Market Review and Outlook 3rd Quarter 2012
Demand for municipal bonds continued to outpace supply over the past three months. This technical pressure, along with increased concerns about global economic weakness and greater confidence in municipal credit quality, pushed municipal yields to near historic lows. As a result, the Barclays Capital 5 Year Municipal Index generated returns of 1.36% for the quarter, bringing year-to-date performance up to 3.18%.
The economy continues to show meager growth. A variety of factors, ranging from the uncertainty surrounding tax policy in 2013 to global geopolitical concerns, may be to blame. The two drivers of the economy, consumer and business spending, remain tepid and, although there have been subtle signs of progress, the economic data continues to be mixed. As a result, rates on Federal and Municipal debt are at their 45-year lows.
With such ambivalent economic data, the strength of the equity markets is surprising. The S&P has returned 16% year to date. This is partially due to the extraordinary return of Apple, which is up 65% as of September month-end; however, even indices which do not include Apple, such as the Dow and EAFE, generated double digit returns of 12% and 10%, respectively. What has driven the markets upward? We would guess that investors have nowhere to go and would rather invest in an equity index with a dividend yield of approximately 2% rather than a 10 year Treasury that is yielding 1.6%.
We are witnessing a search for yield in many sectors. Given that inflation remains subdued and the Fed has pledged to keep rates low even after the economy picks up, investors seeking yield are faced with the following choices:
- take on increased credit risk by investing in the high yield market,
- take on increased interest rate risk by investing in longer-dated bonds,
- all of the above.
High yield municipal bonds, for example, have had a stellar year, with the Barclays Capital Municipal High Yield Index returning 13.9% year-to-date. However, with all of the uncertainty surrounding the marketplace, any shift in investor sentiment could create a dire scenario for those taking on increased credit and/or interest rate risk.

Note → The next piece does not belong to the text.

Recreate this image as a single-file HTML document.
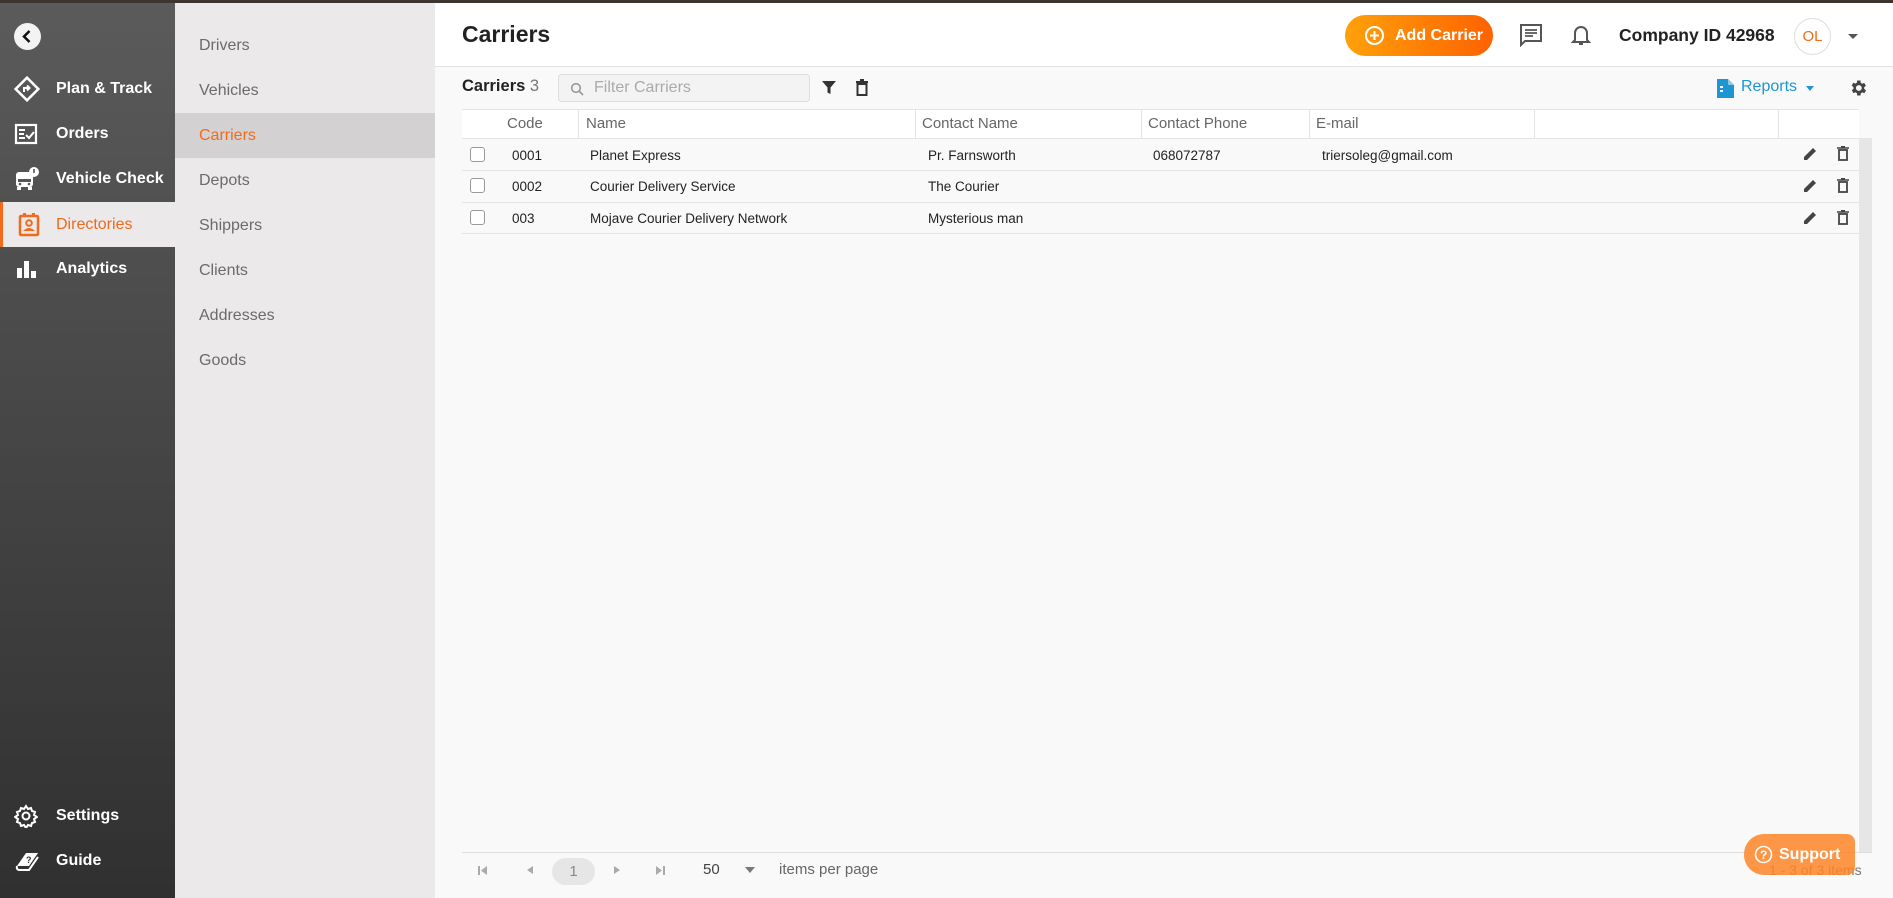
<!DOCTYPE html>
<html><head><meta charset="utf-8"><style>
*{box-sizing:border-box;margin:0;padding:0}
body{width:1893px;height:898px;overflow:hidden;font-family:"Liberation Sans",sans-serif;background:#f9f9f9;position:relative}
.topbar{position:absolute;left:0;top:0;width:1893px;height:3px;background:#3d3530;z-index:5}
.side{position:absolute;left:0;top:0;width:175px;height:898px;background:linear-gradient(#5b5b5b,#454545 50%,#303030)}
.side .it{position:absolute;left:0;width:175px;height:45px;display:flex;align-items:center;color:#fff;font-size:16px;font-weight:bold}
.side .it span{position:absolute;left:56px}
.side .it svg{position:absolute;left:14px}
.side .act{background:#ebe9ea;color:#f26a1b;border-left:3px solid #f26a1b}
.sub{position:absolute;left:175px;top:3px;width:260px;height:895px;background:#ebe9ea}
.sub div{position:absolute;left:0;width:260px;height:45px;line-height:45px;padding-left:24px;font-size:16px;color:#6b6b6b}
.sub .a{background:#d3d1d2;color:#f26a1b}
.head{position:absolute;left:435px;top:3px;width:1458px;height:64px;background:#fff;border-bottom:1px solid #e2e2e2}
.abs{position:absolute}
.hr{position:absolute;left:462px;width:1397px;height:1px;background:#e3e3e3}
.th{position:absolute;top:115px;font-size:15px;color:#666}
.td{position:absolute;font-size:13.5px;color:#222}
.cb{position:absolute;left:470px;width:15px;height:15px;border:1px solid #999;border-radius:3px;background:#fff}
</style></head><body>
<div class="topbar"></div>
<div class="side">
 <div class="abs" style="left:14px;top:23px;width:27px;height:27px;border-radius:50%;background:#f3f3f3"><svg width="27" height="27" viewBox="0 0 27 27"><path d="M15.5 8 L10 13.5 L15.5 19" stroke="#111" stroke-width="2.5" fill="none"/></svg></div>
 <div class="it" style="top:66px"><svg width="26" height="26" viewBox="0 0 26 26"><rect x="5" y="5" width="16" height="16" transform="rotate(45 13 13)" fill="none" stroke="#fff" stroke-width="2.5"/><path d="M10 16 V12 H15 M13 9.5 L15.5 12 L13 14.5" stroke="#fff" stroke-width="2" fill="none"/></svg><span>Plan &amp; Track</span></div>
 <div class="it" style="top:111px"><svg width="24" height="24" viewBox="0 0 24 24"><rect x="2" y="3" width="20" height="18" fill="none" stroke="#fff" stroke-width="2.2"/><path d="M5 8h6M5 12h5M5 16h6M12 13l3 3 5-6" stroke="#fff" stroke-width="2" fill="none"/></svg><span>Orders</span></div>
 <div class="it" style="top:156px"><svg width="26" height="26" viewBox="0 0 26 26"><rect x="2" y="6" width="17" height="15" rx="3" fill="#fff"/><rect x="4" y="13" width="13" height="3" fill="#555"/><circle cx="6" cy="18" r="1.3" fill="#555"/><circle cx="15" cy="18" r="1.3" fill="#555"/><rect x="3" y="21" width="4" height="3" fill="#fff"/><rect x="14" y="21" width="4" height="3" fill="#fff"/><circle cx="20" cy="6" r="5" fill="#fff"/><rect x="19.2" y="3" width="1.6" height="4" fill="#555"/></svg><span>Vehicle Check</span></div>
 <div class="it act" style="top:202px"><svg width="24" height="26" viewBox="0 0 24 26" style="left:14px"><rect x="3" y="4" width="18" height="19" rx="1" fill="none" stroke="#f26a1b" stroke-width="2.5"/><rect x="6" y="1" width="3" height="4" fill="#f26a1b"/><rect x="15" y="1" width="3" height="4" fill="#f26a1b"/><circle cx="12" cy="11" r="2.8" fill="none" stroke="#f26a1b" stroke-width="2"/><path d="M6 19 Q12 13 18 19 Z" fill="#f26a1b"/></svg><span style="font-weight:normal;left:53px">Directories</span></div>
 <div class="it" style="top:246px"><svg width="24" height="24" viewBox="0 0 24 24"><rect x="3" y="11" width="5" height="10" fill="#fff"/><rect x="10" y="4" width="5" height="17" fill="#fff"/><rect x="17" y="14" width="5" height="7" fill="#fff"/></svg><span>Analytics</span></div>
 <div class="it" style="top:793px"><svg width="24" height="24" viewBox="0 0 24 24"><path d="M12 2l2 3 3-1 1 3 3 1-1 3 3 2-3 2 1 3-3 1-1 3-3-1-2 3-2-3-3 1-1-3-3-1 1-3-3-2 3-2-1-3 3-1 1-3 3 1z" fill="none" stroke="#fff" stroke-width="2"/><circle cx="12" cy="12" r="3.5" fill="none" stroke="#fff" stroke-width="2"/></svg><span>Settings</span></div>
 <div class="it" style="top:838px"><svg width="26" height="24" viewBox="0 0 26 24"><path d="M3 17 L12 4 H24 L15 17 Z" fill="#fff"/><path d="M3 17 Q2 21 6 21 H15 L24 8" fill="none" stroke="#fff" stroke-width="2"/><text x="12" y="14" font-size="9" font-weight="bold" fill="#333" font-family="Liberation Sans">?</text></svg><span>Guide</span></div>
</div>
<div class="sub">
 <div style="top:20px">Drivers</div><div style="top:65px">Vehicles</div><div class="a" style="top:110px">Carriers</div><div style="top:155px">Depots</div><div style="top:200px">Shippers</div><div style="top:245px">Clients</div><div style="top:290px">Addresses</div><div style="top:335px">Goods</div>
</div>
<div class="head">
 <div class="abs" style="left:27px;top:18px;font-size:23px;font-weight:bold;color:#222">Carriers</div>
 <div class="abs" style="left:910px;top:12px;width:148px;height:41px;border-radius:21px;background:linear-gradient(90deg,#fea10a,#ff6200);color:#fff;font-size:16px;font-weight:bold;line-height:41px;padding-left:50px">Add Carrier<svg class="abs" style="left:19px;top:10px" width="21" height="21" viewBox="0 0 21 21"><circle cx="10.5" cy="10.5" r="8.5" fill="none" stroke="#fff" stroke-width="2"/><path d="M10.5 6v9M6 10.5h9" stroke="#fff" stroke-width="2"/></svg></div>
 <svg class="abs" style="left:1084px;top:20px" width="24" height="24" viewBox="0 0 24 24"><path d="M2 2h20v16H6l-4 4z" fill="none" stroke="#555" stroke-width="2"/><path d="M6 7h12M6 10h12M6 13h8" stroke="#555" stroke-width="1.8"/></svg>
 <svg class="abs" style="left:1136px;top:20px" width="20" height="24" viewBox="0 0 20 24"><path d="M4 17V10a6 6 0 0 1 12 0v7l2 2H2z" fill="none" stroke="#555" stroke-width="2"/><path d="M8 21h4" stroke="#555" stroke-width="2"/></svg>
 <div class="abs" style="left:1184px;top:22px;font-size:17.5px;font-weight:bold;color:#222">Company ID 42968</div>
 <div class="abs" style="left:1359px;top:15px;width:37px;height:37px;border-radius:50%;border:1px solid #ddd;color:#f26a1b;font-size:15px;text-align:center;line-height:35px">OL</div>
 <div class="abs" style="left:1413px;top:31px;border:5px solid transparent;border-top:5px solid #555"></div>
</div>
<div class="abs" style="left:462px;top:77px;font-size:16.5px;font-weight:bold;color:#222">Carriers <span style="font-weight:normal;color:#777">3</span></div>
<div class="abs" style="left:558px;top:74px;width:252px;height:28px;border:1px solid #ddd;border-radius:4px;background:#f3f3f3;color:#aaa;font-size:16px;line-height:26px;padding-left:35px">Filter Carriers<svg class="abs" style="left:11px;top:7px" width="14" height="14" viewBox="0 0 14 14"><circle cx="6" cy="6" r="4.3" fill="none" stroke="#999" stroke-width="1.6"/><path d="M9 9l4 4" stroke="#999" stroke-width="1.6"/></svg></div>
<svg class="abs" style="left:821px;top:80px" width="16" height="15" viewBox="0 0 16 15"><path d="M1 1h14l-5.5 6.5V14l-3-1.5V7.5z" fill="#333"/></svg>
<svg class="abs" style="left:855px;top:79px" width="14" height="17" viewBox="0 0 14 17"><path d="M1 3h12M5 1h4" stroke="#333" stroke-width="2"/><rect x="2.5" y="5" width="9" height="11" fill="none" stroke="#333" stroke-width="2"/></svg>
<svg class="abs" style="left:1717px;top:79px" width="17" height="19" viewBox="0 0 17 19"><path d="M0 0h11l6 6v13H0z" fill="#1d96d3"/><path d="M11 0v6h6" fill="#8cc9e8"/><rect x="3" y="7" width="3" height="2" fill="#fff"/><rect x="3" y="11" width="3" height="2" fill="#fff"/></svg>
<div class="abs" style="left:1741px;top:78px;font-size:16px;color:#1d96d3">Reports</div>
<div class="abs" style="left:1806px;top:86px;border:4.5px solid transparent;border-top:5px solid #1d96d3"></div>
<svg class="abs" style="left:1848px;top:78px" width="20" height="20" viewBox="0 0 24 24"><path d="M19.4 13a7.5 7.5 0 0 0 0-2l2.1-1.6-2-3.5-2.5 1a7.6 7.6 0 0 0-1.7-1L15 3h-4l-.4 2.7a7.6 7.6 0 0 0-1.7 1l-2.5-1-2 3.5L6.6 11a7.5 7.5 0 0 0 0 2l-2.1 1.6 2 3.5 2.5-1a7.6 7.6 0 0 0 1.7 1L11 21h4l.4-2.7a7.6 7.6 0 0 0 1.7-1l2.5 1 2-3.5zM13 15.5a3.5 3.5 0 1 1 0-7 3.5 3.5 0 0 1 0 7z" fill="#444"/></svg>
<div class="abs" style="left:462px;top:109px;width:1397px;height:29px;background:#fff"></div>
<div class="abs" style="left:1859px;top:138px;width:13px;height:714px;background:#e6e6e6"></div>
<div class="hr" style="top:109px"></div><div class="hr" style="top:138px"></div><div class="hr" style="top:170px"></div><div class="hr" style="top:202px"></div><div class="hr" style="top:233px"></div>
<div class="abs" style="left:578px;top:109px;width:1px;height:29px;background:#e3e3e3"></div>
<div class="abs" style="left:915px;top:109px;width:1px;height:29px;background:#e3e3e3"></div>
<div class="abs" style="left:1141px;top:109px;width:1px;height:29px;background:#e3e3e3"></div>
<div class="abs" style="left:1309px;top:109px;width:1px;height:29px;background:#e3e3e3"></div>
<div class="abs" style="left:1534px;top:109px;width:1px;height:29px;background:#e3e3e3"></div>
<div class="abs" style="left:1778px;top:109px;width:1px;height:29px;background:#e3e3e3"></div>
<div class="th" style="left:507px">Code</div><div class="th" style="left:586px">Name</div><div class="th" style="left:922px">Contact Name</div><div class="th" style="left:1148px">Contact Phone</div><div class="th" style="left:1316px">E-mail</div>
<div class="cb" style="top:147px"></div><div class="cb" style="top:178px"></div><div class="cb" style="top:210px"></div>
<div class="td" style="left:512px;top:148px">0001</div><div class="td" style="left:590px;top:148px">Planet Express</div><div class="td" style="left:928px;top:148px">Pr. Farnsworth</div><div class="td" style="left:1153px;top:148px">068072787</div><div class="td" style="left:1322px;top:148px">triersoleg@gmail.com</div>
<div class="td" style="left:512px;top:179px">0002</div><div class="td" style="left:590px;top:179px">Courier Delivery Service</div><div class="td" style="left:928px;top:179px">The Courier</div>
<div class="td" style="left:512px;top:211px">003</div><div class="td" style="left:590px;top:211px">Mojave Courier Delivery Network</div><div class="td" style="left:928px;top:211px">Mysterious man</div>
<svg class="abs" style="left:1803px;top:146px" width="15" height="15" viewBox="0 0 15 15"><path d="M1 14v-3L10 2l3 3-9 9z" fill="#444"/></svg>
<svg class="abs" style="left:1837px;top:146px" width="12" height="15" viewBox="0 0 12 15"><path d="M0 2h12M4 .7h4" stroke="#444" stroke-width="1.6"/><rect x="2" y="4" width="8" height="10" fill="none" stroke="#444" stroke-width="1.8"/></svg>
<svg class="abs" style="left:1803px;top:178px" width="15" height="15" viewBox="0 0 15 15"><path d="M1 14v-3L10 2l3 3-9 9z" fill="#444"/></svg>
<svg class="abs" style="left:1837px;top:178px" width="12" height="15" viewBox="0 0 12 15"><path d="M0 2h12M4 .7h4" stroke="#444" stroke-width="1.6"/><rect x="2" y="4" width="8" height="10" fill="none" stroke="#444" stroke-width="1.8"/></svg>
<svg class="abs" style="left:1803px;top:210px" width="15" height="15" viewBox="0 0 15 15"><path d="M1 14v-3L10 2l3 3-9 9z" fill="#444"/></svg>
<svg class="abs" style="left:1837px;top:210px" width="12" height="15" viewBox="0 0 12 15"><path d="M0 2h12M4 .7h4" stroke="#444" stroke-width="1.6"/><rect x="2" y="4" width="8" height="10" fill="none" stroke="#444" stroke-width="1.8"/></svg>
<div class="abs" style="left:462px;top:852px;width:1410px;height:1px;background:#ddd"></div>
<svg class="abs" style="left:478px;top:866px" width="9" height="9"><path d="M0 0h2v9H0z M9 0L3 4.5 9 9z" fill="#aaa"/></svg>
<div class="abs" style="left:523px;top:866px;border:4px solid transparent;border-right:6px solid #aaa;width:0"></div>
<div class="abs" style="left:552px;top:858px;width:43px;height:27px;border-radius:14px;background:#e6e6e6;color:#888;font-size:15px;text-align:center;line-height:27px">1</div>
<div class="abs" style="left:614px;top:866px;border:4px solid transparent;border-left:6px solid #aaa;width:0"></div>
<svg class="abs" style="left:656px;top:866px" width="9" height="9"><path d="M0 0l6 4.5L0 9z M7 0h2v9H7z" fill="#aaa"/></svg>
<div class="abs" style="left:703px;top:861px;font-size:15px;color:#444">50</div>
<div class="abs" style="left:745px;top:867px;border:5px solid transparent;border-top:6px solid #777"></div>
<div class="abs" style="left:779px;top:861px;font-size:15px;color:#666">items per page</div>
<div class="abs" style="left:1769px;top:862px;font-size:14px;color:#777">1 - 3 of 3 items</div>
<div class="abs" style="left:1744px;top:834px;width:111px;height:41px;border-radius:20px 8px 8px 20px;background:rgba(255,133,40,.85);color:#fff;font-size:16px;font-weight:bold;line-height:41px;padding-left:35px">Support<svg class="abs" style="left:10px;top:11px" width="19" height="19" viewBox="0 0 19 19"><circle cx="9.5" cy="9.5" r="8" fill="none" stroke="#fff" stroke-width="1.6"/><text x="6" y="14" font-size="12" fill="#fff" font-family="Liberation Sans">?</text></svg></div>
</body></html>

As to technical factors, municipal bond funds marked the 43rd consecutive week of positive flows. Supply has been much greater year to date versus 2011; however, more than 43 % of the supply is refunding outstanding bonds that had been issued at much higher yields. Net new supply has actually been smaller than the amount of bonds that either matured or were refinanced. Other factors contributing to the rally in the municipal bond market may have to do with concerns over the potential for increasing tax rates and the possibility that interest rates will not be increasing significantly anytime in the near future.
High-profile bankruptcy filings in the state of California have increased concerns that more California cities might use bankruptcy as a method to rein in costs and avoid bond payments. While the potential exists, we do not suspect that this will become a major trend as the stigma of filing for bankruptcy creates an array of problems for municipalities, particularly restricted access to the markets moving forward.
It is interesting to note that over the first three quarters of 2012, especially the third quarter, there was a significant dispersion of returns in the performance of single state strategies. For example, the state of California has outperformed New York and Pennsylvania year to date. We attribute this dispersion to investors’ search for yield. The irony is that this outperformance is taking place in a state where the majority of local bankruptcies are occurring.
As mentioned earlier, Fed Chairman Bernanke is signaling low rates well beyond the expiration of his term. With or without him, rates may well be low for a long time -domestically and globally. We remain alert for any potential shifts in policy or market sentiment which might result in a meaningful rise in rates and are prepared to adjust the portfolios accordingly. For that reason, the portfolio is modestly shorter than the benchmark and does not have significant exposure to the greater than ten year part of the market.
The opinions expressed herein are solely attributable to Samson and should not be construed as an offer to buy or a solicitation to sell any securities. Inherent in any investment is the risk of loss. All factual information and statistical data in this document were obtained or derived from public sources. Samson makes no representations that such information or statistical data is accurate or complete. No person to whom a copy of this document has been delivered should rely on any such factual information or statistical data as being accurate or complete and should not undertake any investment program based on such information contained in this document. Any statements regarding future events constitute only subjective views or beliefs, are not guarantees or projections of performance, should not be relied on, are subject to change due to a variety of factors, including fluctuating market conditions, and involve inherent risks and uncertainties, both general and specific, many of which cannot be predicted or quantified and are beyond our control. Past performance is not indicative of future results. All estimates, opinions and analysis in this document constitute judgments made by Samson as of the date of this document and are subject to change without notice. Samson has no obligation or duty to inform any person to whom a copy of this document has been delivered of any change in any estimate, opinion or analysis in this document or to update the document on a going forward basis.